Obviously, two channels are better than one, right? In theory, yes. But not if those channels are crowded with noise and interference. In crowded areas with a lot of frequency noise and interference, a single 20MHz channel will be more stable. 40MHz channel width allows for greater speed and faster transfer rates but it doesn’t perform as well in crowded areas.

Channels that are 20Mhz wide are typically known as "narrow channels", while those that are wider than 20Mhz are known as "wide channels". The 802.11n specification uses High Throughput(HT) and Very High Throughput(VHT) designations.[8]

  • Narrow channel = 20Mhz / HT20
  • Wide Channel = 40Mhz / HT40
  • 802.11ac Wide Channel = 80Mhz / VHT80[9]


Dynamic Frequency Selection (DFS) may be applied in wireless networks with several adjacent non-centrally controlled access points. The access points automatically select frequency channels with low interference levels. DFS is supported by the IEEE 802.11h wireless local area network standard. [10]


Noise Level The noise level indicates the amount of background noise in your environment.
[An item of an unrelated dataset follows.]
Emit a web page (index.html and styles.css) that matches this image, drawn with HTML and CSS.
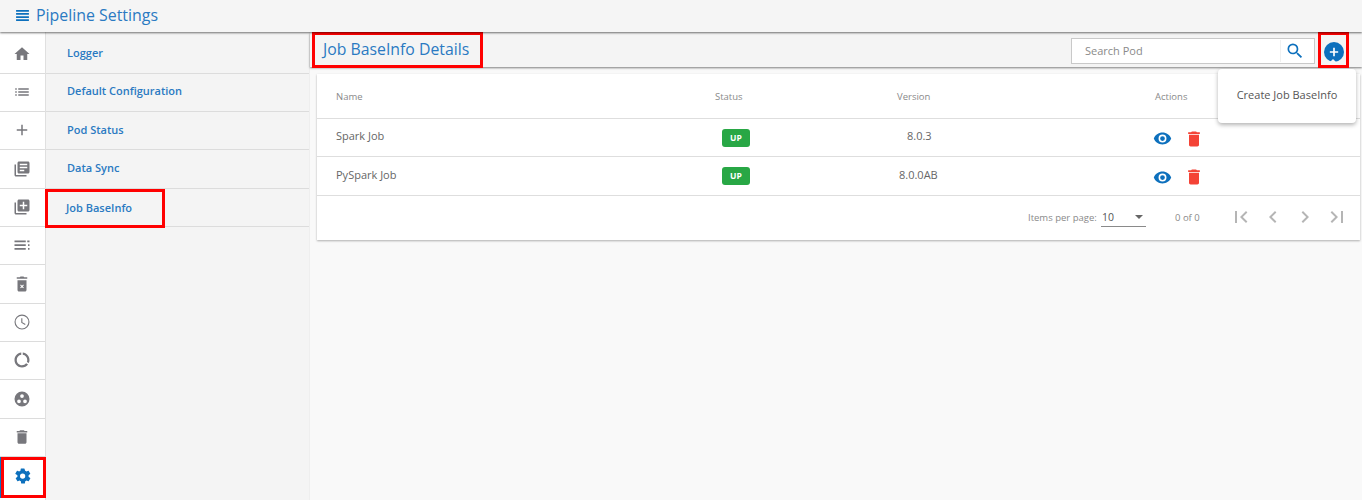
FILE: index.html
```html
<!DOCTYPE html>
<html lang="en">
<head>
<meta charset="utf-8">
<title>Pipeline Settings</title>
<link rel="stylesheet" href="styles.css">
</head>
<body>
<header class="topbar">
  <svg class="menu-icon" viewBox="0 0 14 12"><path d="M0 0h14v2H0zM0 3.300h14v2H0zM0 6.700h14v2H0zM0 10h14v2H0z"/></svg>
  <span class="topbar-title">Pipeline Settings</span>
</header>
<div class="shell">
  <nav class="rail">
    <a class="rail-item"><svg viewBox="0 0 24 24"><path d="M10 20v-6h4v6h5v-8h3L12 3 2 12h3v8z"/></svg></a>
    <a class="rail-item"><svg viewBox="0 0 24 24"><path d="M3 13h2v-2H3zm0 4h2v-2H3zm0-8h2V7H3zm4 4h14v-2H7zm0 4h14v-2H7zM7 7v2h14V7z"/></svg></a>
    <a class="rail-item"><svg viewBox="0 0 24 24"><path d="M19 13h-6v6h-2v-6H5v-2h6V5h2v6h6z"/></svg></a>
    <a class="rail-item"><svg viewBox="0 0 24 24"><path d="M4 6H2v14c0 1.100.9 2 2 2h14v-2H4zm16-4H8c-1.100 0-2 .9-2 2v12c0 1.100.9 2 2 2h12c1.100 0 2-.9 2-2V4c0-1.100-.9-2-2-2zm-1 9H9V9h10zm-4 4H9v-2h6zm4-8H9V5h10z"/></svg></a>
    <a class="rail-item"><svg viewBox="0 0 24 24"><path d="M4 6H2v14c0 1.100.9 2 2 2h14v-2H4zm16-4H8c-1.100 0-2 .9-2 2v12c0 1.100.9 2 2 2h12c1.100 0 2-.9 2-2V4c0-1.100-.9-2-2-2zm-1 9h-4v4h-2v-4H9V9h4V5h2v4h4z"/></svg></a>
    <a class="rail-item"><svg viewBox="0 0 24 24"><path d="M2 6h15v2.300H2zm0 5h15v2.300H2zm0 5h15v2.300H2zM19 6h3v2.300h-3zm1 5h2v2.300h-2zm0 5h2v2.300h-2z"/></svg></a>
    <a class="rail-item"><svg viewBox="0 0 24 24"><path d="M15 3l-1-1h-4L9 3H5v2h14V3zM6 7v13c0 1.100.9 2 2 2h8c1.100 0 2-.9 2-2V7zm8.500 9.800l-1 1-1.500-1.500-1.500 1.500-1-1 1.500-1.500-1.500-1.500 1-1 1.500 1.500 1.500-1.500 1 1-1.500 1.500z"/></svg></a>
    <a class="rail-item"><svg viewBox="0 0 24 24"><path d="M12 2a10 10 0 1 0 0 20 10 10 0 0 0 0-20zm0 18.500a8.500 8.500 0 1 1 0-17 8.500 8.500 0 0 1 0 17zM12.500 7H11v6l5 3 .8-1.200-4.300-2.500z"/></svg></a>
    <a class="rail-item"><svg viewBox="0 0 24 24"><path d="M13 2.050v3.030c3.390.49 6 3.390 6 6.920 0 .9-.18 1.750-.48 2.540l2.600 1.530c.56-1.240.88-2.620.88-4.070 0-5.180-3.950-9.450-9-9.950zM12 19c-3.870 0-7-3.130-7-7 0-3.530 2.610-6.430 6-6.920V2.050c-5.060.5-9 4.760-9 9.950 0 5.520 4.470 10 9.990 10 3.310 0 6.240-1.610 8.060-4.090l-2.600-1.530C16.170 17.980 14.210 19 12 19z"/></svg></a>
    <a class="rail-item"><svg viewBox="0 0 24 24"><path fill-rule="evenodd" d="M12 2a10 10 0 1 0 0 20 10 10 0 0 0 0-20zm0 3.500a2.500 2.500 0 1 1 0 5 2.500 2.500 0 0 1 0-5zM8 12.500a2.500 2.500 0 1 1 0 5 2.500 2.500 0 0 1 0-5zm8 0a2.500 2.500 0 1 1 0 5 2.500 2.500 0 0 1 0-5z"/></svg></a>
    <a class="rail-item"><svg viewBox="0 0 24 24"><path d="M6 19c0 1.100.9 2 2 2h8c1.100 0 2-.9 2-2V7H6zM19 4h-3.500l-1-1h-5l-1 1H5v2h14z"/></svg></a>
    <a class="rail-item rail-item-active"><svg viewBox="0 0 24 24"><path d="M19.400 13c.04-.3.1-.7.1-1s-.06-.7-.1-1l2.100-1.600c.2-.15.25-.4.12-.64l-2-3.460c-.12-.22-.4-.3-.6-.22l-2.500 1c-.52-.4-1.080-.73-1.700-.98L14 2.400a.5.500 0 0 0-.5-.4h-4a.5.500 0 0 0-.5.4l-.37 2.700c-.6.250-1.170.580-1.700.980l-2.500-1c-.22-.08-.5 0-.6.220l-2 3.460c-.13.220-.07.480.12.640L4.600 11c-.04.3-.1.7-.1 1s.06.7.1 1l-2.100 1.600c-.2.150-.25.400-.12.640l2 3.460c.12.220.4.300.6.220l2.500-1c.52.400 1.080.730 1.700.980l.37 2.700c.04.240.25.400.5.400h4c.25 0 .46-.16.500-.4l.37-2.700c.6-.25 1.170-.58 1.700-.98l2.500 1c.22.080.5 0 .6-.22l2-3.460c.13-.22.07-.48-.12-.64zM11.500 15.500a3.500 3.500 0 1 1 0-7 3.500 3.500 0 0 1 0 7z"/></svg></a>
  </nav>
  <aside class="sidebar">
    <a class="side-item"><span class="side-link">Logger</span></a>
    <a class="side-item"><span class="side-link">Default Configuration</span></a>
    <a class="side-item"><span class="side-link">Pod Status</span></a>
    <a class="side-item"><span class="side-link">Data Sync</span></a>
    <a class="side-item"><span class="side-link side-link-marked">Job BaseInfo</span></a>
  </aside>
  <main class="main">
    <div class="subbar">
      <h1 class="page-title">Job BaseInfo Details</h1>
      <div class="search">
        <span class="search-text">Search Pod</span>
        <span class="search-btn"><svg viewBox="0 0 24 24"><path d="M15.500 14h-.79l-.28-.27A6.471 6.471 0 0 0 16 9.500 6.500 6.500 0 1 0 9.500 16c1.610 0 3.090-.59 4.230-1.570l.27.28v.79l5 4.990L20.490 19l-4.990-5zm-6 0C7.010 14 5 11.990 5 9.500S7.010 5 9.500 5 14 7.010 14 9.500 11.990 14 9.500 14z"/></svg></span>
      </div>
      <div class="add-box"><span class="add-btn"><svg viewBox="0 0 12 12"><path d="M5 1h2v4h4v2H7v4H5V7H1V5h4z"/></svg></span></div>
    </div>
    <section class="card">
      <div class="row row-head">
        <span class="c-name">Name</span>
        <span class="c-status">Status</span>
        <span class="c-version">Version</span>
        <span class="c-actions">Actions</span>
      </div>
      <div class="row">
        <span class="c-name">Spark Job</span>
        <span class="c-status"><b class="badge">UP</b></span>
        <span class="c-version c-v1">8.0.3</span>
        <span class="c-actions icons">
          <svg class="eye" viewBox="0 0 24 24"><path d="M12 4.500C7 4.500 2.700 7.600 1 12c1.700 4.400 6 7.500 11 7.500s9.300-3.100 11-7.500c-1.700-4.400-6-7.500-11-7.500zM12 17a5 5 0 1 1 0-10 5 5 0 0 1 0 10zm0-8a3 3 0 1 0 0 6 3 3 0 0 0 0-6z"/></svg>
          <svg class="trash" viewBox="0 0 24 24"><path d="M6 19c0 1.100.9 2 2 2h8c1.100 0 2-.9 2-2V7H6zM19 4h-3.500l-1-1h-5l-1 1H5v2h14z"/></svg>
        </span>
      </div>
      <div class="row">
        <span class="c-name">PySpark Job</span>
        <span class="c-status"><b class="badge">UP</b></span>
        <span class="c-version c-v2">8.0.0AB</span>
        <span class="c-actions icons">
          <svg class="eye" viewBox="0 0 24 24"><path d="M12 4.500C7 4.500 2.700 7.600 1 12c1.700 4.400 6 7.500 11 7.500s9.300-3.100 11-7.500c-1.700-4.400-6-7.500-11-7.500zM12 17a5 5 0 1 1 0-10 5 5 0 0 1 0 10zm0-8a3 3 0 1 0 0 6 3 3 0 0 0 0-6z"/></svg>
          <svg class="trash" viewBox="0 0 24 24"><path d="M6 19c0 1.100.9 2 2 2h8c1.100 0 2-.9 2-2V7H6zM19 4h-3.500l-1-1h-5l-1 1H5v2h14z"/></svg>
        </span>
      </div>
      <div class="pager">
        <span class="pager-label">Items per page:</span>
        <span class="pager-select"><span>10</span><i class="caret"></i></span>
        <span class="pager-range">0 of 0</span>
        <span class="pager-btns">
          <svg viewBox="0 0 24 24"><path d="M18.400 16.600L13.800 12l4.600-4.600L17 6l-6 6 6 6zM6 6h2v12H6z"/></svg>
          <svg viewBox="0 0 24 24"><path d="M15.400 7.400L14 6l-6 6 6 6 1.400-1.400L10.800 12z"/></svg>
          <svg viewBox="0 0 24 24"><path d="M10 6L8.600 7.400 13.200 12l-4.600 4.600L10 18l6-6z"/></svg>
          <svg viewBox="0 0 24 24"><path d="M5.600 7.400L10.200 12l-4.600 4.600L7 18l6-6-6-6zM16 6h2v12h-2z"/></svg>
        </span>
      </div>
    </section>
    <div class="popup">Create Job BaseInfo</div>
  </main>
</div>
</body>
</html>
```

FILE: styles.css
```css
* { box-sizing: border-box; }
html, body { margin: 0; height: 100%; overflow: hidden; }
body {
  font-family: "Open Sans", "Liberation Sans", sans-serif;
  background: #f9f9f9;
  color: #555;
  display: flex;
  flex-direction: column;
}
.topbar {
  height: 32px;
  flex: none;
  display: flex;
  align-items: center;
  gap: 7px;
  padding: 0 0 2px 16px;
  background: #f5f5f5;
  box-shadow: 0 1px 2px rgba(0,0,0,.55);
  position: relative;
  z-index: 3;
}
.menu-icon { width: 13px; height: 11px; fill: #0d70bd; }
.topbar-title { font-size: 15.900px; color: #2a7ac2; }
.shell { flex: 1; display: flex; min-height: 0; }
.rail {
  width: 46px;
  flex: none;
  background: #fff;
  border-right: 1px solid #e0e0e0;
  padding-top: 3.500px;
}
.rail-item {
  display: flex;
  height: 38.330px;
  align-items: center;
  justify-content: center;
  padding: 0 1px 1px 0;
  border-bottom: 1px solid #dcdcdc;
}
.rail-item svg { width: 18px; height: 18px; fill: #77777c; }
.rail-item-active {
  height: 41px;
  margin: 0 -1px 0 1px;
  padding: 0 1px 3px 0;
  border: 3px solid #f00;
  box-shadow: -1px 0 0 #0d70bd;
  position: relative;
}
.rail-item-active svg { fill: #0d70bd; }
.sidebar {
  width: 264px;
  flex: none;
  background: #f4f4f4;
  border-right: 1px solid #eee;
  padding-top: 3.500px;
}
.side-item {
  display: flex;
  height: 38.330px;
  border-bottom: 1px solid #dcdcdc;
}
.side-link {
  font-size: 11px;
  font-weight: 600;
  color: #2a7ac2;
  padding: 0 0 3px 21px;
  display: flex;
  align-items: center;
}
.side-link-marked {
  width: 120px;
  height: 39px;
  margin-left: -1px;
  padding: 0 0 2px 18px;
  border: 3px solid #f00;
}
.main { flex: 1; min-width: 0; position: relative; }
.subbar {
  height: 34px;
  margin-top: 1px;
  display: flex;
  align-items: center;
  padding-left: 2px;
  background: #f4f4f4;
  box-shadow: 0 1px 2px rgba(0,0,0,.5);
  position: relative;
  z-index: 2;
}
.page-title {
  margin: 0;
  width: 171px;
  height: 36px;
  border: 3px solid #f00;
  padding-left: 8px;
  font-size: 15.800px;
  font-weight: 400;
  line-height: 28px;
  color: #2a7ac2;
  white-space: nowrap;
}
.search {
  margin: 2px 0 0 auto;
  width: 244px;
  height: 26px;
  display: flex;
  align-items: center;
  background: #fff;
  border: 1px solid #c9c9c9;
  padding-left: 13px;
}
.search-text { flex: 1; font-size: 11px; color: #8a8a8a; padding-bottom: 1px; }
.search-btn {
  width: 34px;
  height: 22px;
  border-left: 1px solid #f0f0f0;
  display: flex;
  align-items: center;
  justify-content: center;
  padding-right: 5px;
}
.search-btn svg { width: 20px; height: 20px; fill: #0d70bd; }
.add-box {
  width: 31px;
  height: 36px;
  margin: 0 13px 0 3px;
  padding-top: 3px;
  border: 3px solid #f00;
  display: flex;
  align-items: center;
  justify-content: center;
  position: relative;
}
.add-box::after {
  content: "";
  position: absolute;
  left: 6px;
  bottom: 0;
  border: 6px solid transparent;
  border-top: 0;
  border-bottom: 6px solid #f6f6f6;
}
.add-btn {
  width: 20px;
  height: 20px;
  border-radius: 50%;
  background: #0d70bd;
  display: flex;
  align-items: center;
  justify-content: center;
}
.add-btn svg { width: 10px; height: 10px; fill: #fff; }
.card {
  margin: 7px 2px 0 7px;
  height: 166px;
  background: #fff;
  box-shadow: 0 1px 2px rgba(0,0,0,.3);
}
.row {
  display: grid;
  grid-template-columns: 379px 182px 258px 1fr;
  height: 38.400px;
  align-items: center;
  border-bottom: 1px solid #dedede;
  font-size: 11px;
  padding-left: 19px;
  color: #666;
}
.row .c-name, .row .c-version { padding-bottom: 4px; }
.row-head { height: 45px; font-size: 9.500px; color: #8a8a8a; }
.row-head > span { padding-bottom: 0; }
.row.row-head .c-name, .row.row-head .c-version { padding-bottom: 0; }
.c-v1 { padding-left: 10px; }
.c-v2 { padding-left: 2px; }
.badge {
  display: block;
  width: 28px;
  height: 18px;
  margin-left: 7px;
  border-radius: 3px;
  background: #28a745;
  color: #fff;
  font-size: 8.500px;
  line-height: 18px;
  text-align: center;
}
.icons { display: flex; align-items: center; gap: 12px; padding-top: 2px; margin-left: -2px; }
.eye { width: 19px; height: 19px; fill: #0d70bd; }
.trash { width: 20px; height: 20px; fill: #f44336; }
.pager {
  display: flex;
  align-items: center;
  height: 44px;
  padding: 0 0 1px 711px;
  font-size: 9.500px;
  color: #8a8a8a;
}
.pager-label { width: 67px; white-space: nowrap; }
.pager-select {
  width: 45px;
  height: 20px;
  margin-left: 6px;
  display: flex;
  align-items: center;
  justify-content: space-between;
  padding: 0 3px 0 1px;
  border-bottom: 1px solid #8a8a8a;
  font-size: 10.500px;
  color: #555;
}
.caret { width: 0; height: 0; border: 4px solid transparent; border-top: 4px solid #666; border-bottom: 0; }
.pager-range { margin-left: 29px; width: 30px; }
.pager-btns { display: flex; gap: 8px; margin-left: 24px; }
.pager-btns svg { width: 24px; height: 24px; fill: #b5b5b5; }
.popup {
  position: absolute;
  top: 37px;
  right: 6px;
  width: 138px;
  height: 54px;
  padding-bottom: 3px;
  background: #fff;
  border-radius: 4px;
  box-shadow: 0 2px 4px rgba(0,0,0,.3);
  display: flex;
  align-items: center;
  justify-content: center;
  font-size: 11px;
  color: #555;
  z-index: 3;
}
```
  • If the noise level is too high, it can result in degraded strength and performance for your wireless signal strength.
  • Noise level is measured in -dBm format (0 to -100). This is the power ratio in decibels (dB) of the measured power referenced to one milliwatt.
  • The closer the value to 0, the greater the noise level.
  • Negative values indicate less background noise. For example, -96dBm is a lower noise level than -20dBm.

Tx rate[edit]

The wireless transmit rate is the speed that data is being transmitted from an AP to a wireless device. The technical term for this is the TxRate. For 802.11n connections, the maximum possible rate is 300 Mbit/sec (using 40 mHz and channel bonding).[11]

PHY mode[edit]

The PHY Mode indictaor shows you which 802.11 protocols (a, b, g, n or ac) are being used by your current network connection.